== Data lines

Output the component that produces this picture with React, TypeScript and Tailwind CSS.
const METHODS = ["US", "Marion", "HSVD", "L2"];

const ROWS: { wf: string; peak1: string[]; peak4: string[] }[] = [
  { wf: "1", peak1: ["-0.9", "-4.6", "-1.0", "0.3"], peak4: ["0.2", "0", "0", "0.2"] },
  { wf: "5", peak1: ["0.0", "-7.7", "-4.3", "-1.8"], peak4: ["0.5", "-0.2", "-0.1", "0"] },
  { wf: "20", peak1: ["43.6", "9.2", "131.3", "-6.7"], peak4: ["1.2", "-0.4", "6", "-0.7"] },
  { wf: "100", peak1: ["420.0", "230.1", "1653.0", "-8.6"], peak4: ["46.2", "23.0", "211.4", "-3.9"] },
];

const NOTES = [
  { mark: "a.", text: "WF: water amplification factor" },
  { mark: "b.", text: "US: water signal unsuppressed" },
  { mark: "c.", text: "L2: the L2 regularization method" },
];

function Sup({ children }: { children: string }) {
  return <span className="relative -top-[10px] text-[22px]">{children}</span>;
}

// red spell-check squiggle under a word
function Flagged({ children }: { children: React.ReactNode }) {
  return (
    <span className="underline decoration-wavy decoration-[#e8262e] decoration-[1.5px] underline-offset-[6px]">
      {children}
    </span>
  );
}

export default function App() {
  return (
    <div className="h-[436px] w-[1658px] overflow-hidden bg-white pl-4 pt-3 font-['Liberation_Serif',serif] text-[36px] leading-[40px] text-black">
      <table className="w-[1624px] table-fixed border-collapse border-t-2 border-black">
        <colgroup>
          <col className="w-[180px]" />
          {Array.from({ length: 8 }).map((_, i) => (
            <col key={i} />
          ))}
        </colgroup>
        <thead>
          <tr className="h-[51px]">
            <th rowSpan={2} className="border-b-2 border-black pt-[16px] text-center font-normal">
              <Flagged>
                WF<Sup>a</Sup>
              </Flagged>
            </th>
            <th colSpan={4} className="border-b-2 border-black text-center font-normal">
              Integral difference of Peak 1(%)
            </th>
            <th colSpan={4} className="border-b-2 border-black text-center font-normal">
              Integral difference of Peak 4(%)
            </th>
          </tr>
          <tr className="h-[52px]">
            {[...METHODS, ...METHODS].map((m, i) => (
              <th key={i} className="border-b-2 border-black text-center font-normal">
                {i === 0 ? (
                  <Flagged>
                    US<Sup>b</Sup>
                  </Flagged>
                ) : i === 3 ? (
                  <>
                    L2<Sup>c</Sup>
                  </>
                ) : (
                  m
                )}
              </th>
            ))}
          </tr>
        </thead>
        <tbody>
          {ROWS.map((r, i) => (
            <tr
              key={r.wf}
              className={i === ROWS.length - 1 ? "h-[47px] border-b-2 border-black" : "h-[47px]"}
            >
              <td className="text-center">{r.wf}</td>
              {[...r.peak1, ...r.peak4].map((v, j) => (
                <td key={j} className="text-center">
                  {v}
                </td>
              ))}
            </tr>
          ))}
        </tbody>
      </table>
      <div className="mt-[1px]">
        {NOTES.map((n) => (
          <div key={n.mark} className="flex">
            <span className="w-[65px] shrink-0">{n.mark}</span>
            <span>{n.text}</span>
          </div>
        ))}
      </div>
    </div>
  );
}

====

Directions:
Reproduce the entire listing word for word.

Answer to the problem:
Output the component that produces this picture with React, TypeScript and Tailwind CSS.
const METHODS = ["US", "Marion", "HSVD", "L2"];

const ROWS: { wf: string; peak1: string[]; peak4: string[] }[] = [
  { wf: "1", peak1: ["-0.9", "-4.6", "-1.0", "0.3"], peak4: ["0.2", "0", "0", "0.2"] },
  { wf: "5", peak1: ["0.0", "-7.7", "-4.3", "-1.8"], peak4: ["0.5", "-0.2", "-0.1", "0"] },
  { wf: "20", peak1: ["43.6", "9.2", "131.3", "-6.7"], peak4: ["1.2", "-0.4", "6", "-0.7"] },
  { wf: "100", peak1: ["420.0", "230.1", "1653.0", "-8.6"], peak4: ["46.2", "23.0", "211.4", "-3.9"] },
];

const NOTES = [
  { mark: "a.", text: "WF: water amplification factor" },
  { mark: "b.", text: "US: water signal unsuppressed" },
  { mark: "c.", text: "L2: the L2 regularization method" },
];

function Sup({ children }: { children: string }) {
  return <span className="relative -top-[10px] text-[22px]">{children}</span>;
}

// red spell-check squiggle under a word
function Flagged({ children }: { children: React.ReactNode }) {
  return (
    <span className="underline decoration-wavy decoration-[#e8262e] decoration-[1.5px] underline-offset-[6px]">
      {children}
    </span>
  );
}

export default function App() {
  return (
    <div className="h-[436px] w-[1658px] overflow-hidden bg-white pl-4 pt-3 font-['Liberation_Serif',serif] text-[36px] leading-[40px] text-black">
      <table className="w-[1624px] table-fixed border-collapse border-t-2 border-black">
        <colgroup>
          <col className="w-[180px]" />
          {Array.from({ length: 8 }).map((_, i) => (
            <col key={i} />
          ))}
        </colgroup>
        <thead>
          <tr className="h-[51px]">
            <th rowSpan={2} className="border-b-2 border-black pt-[16px] text-center font-normal">
              <Flagged>
                WF<Sup>a</Sup>
              </Flagged>
            </th>
            <th colSpan={4} className="border-b-2 border-black text-center font-normal">
              Integral difference of Peak 1(%)
            </th>
            <th colSpan={4} className="border-b-2 border-black text-center font-normal">
              Integral difference of Peak 4(%)
            </th>
          </tr>
          <tr className="h-[52px]">
            {[...METHODS, ...METHODS].map((m, i) => (
              <th key={i} className="border-b-2 border-black text-center font-normal">
                {i === 0 ? (
                  <Flagged>
                    US<Sup>b</Sup>
                  </Flagged>
                ) : i === 3 ? (
                  <>
                    L2<Sup>c</Sup>
                  </>
                ) : (
                  m
                )}
              </th>
            ))}
          </tr>
        </thead>
        <tbody>
          {ROWS.map((r, i) => (
            <tr
              key={r.wf}
              className={i === ROWS.length - 1 ? "h-[47px] border-b-2 border-black" : "h-[47px]"}
            >
              <td className="text-center">{r.wf}</td>
              {[...r.peak1, ...r.peak4].map((v, j) => (
                <td key={j} className="text-center">
                  {v}
                </td>
              ))}
            </tr>
          ))}
        </tbody>
      </table>
      <div className="mt-[1px]">
        {NOTES.map((n) => (
          <div key={n.mark} className="flex">
            <span className="w-[65px] shrink-0">{n.mark}</span>
            <span>{n.text}</span>
          </div>
        ))}
      </div>
    </div>
  );
}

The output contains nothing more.